On a completely unrelated note, you can visit the blog of a retired librarian to see what she made of her first visit to Dog Ears Books: http://reddeverywhere.blogspot.com/2016/10/i-dogear-books.html
It's fun to discover new corners of the blogosphere -- and to find myself in one of those corners, well, that's a trip!

P. J. Grath said...

And here I am back again to share another e-mail message, this one from Carol:

"Ah, so someone else has problems leaving comments on Blogger too! Hopefully this will go through; if not I'll also send it as an email.

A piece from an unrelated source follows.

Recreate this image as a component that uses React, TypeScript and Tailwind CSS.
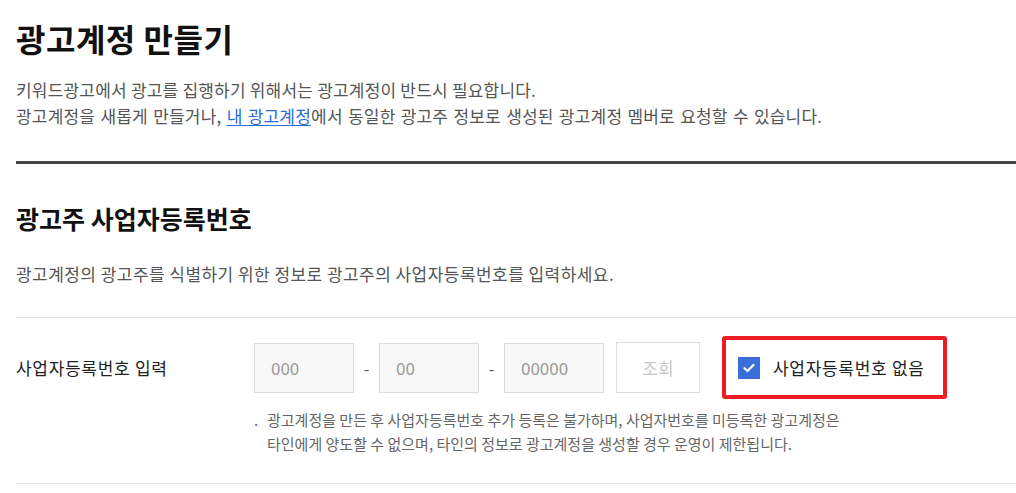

"As we are all caught up in the day to day angst of this particular political (and sports) season, it's so wonderful to be reminded of the timelessness of such concerns. Though caught up in his own details, Wolfe steps back enough to compare two very different worlds. Maybe in his time, baseball and presidential seemed more related (and civilized), but I doubt it. Every four years we think "how can our political discourse get any worse?" And every four years, we are newly surprised. Fortunately, the Cubs are proving that history does not have to determine our future, so maybe their inspiration will carry over into our politics."

There is an optimistic person!

BB-Idaho said...

Cubs win after 108 years! I can't wait for Nov 2124!

P. J. Grath said...

I had to check your math, BB. :) But can't it be sooner so we can see it again?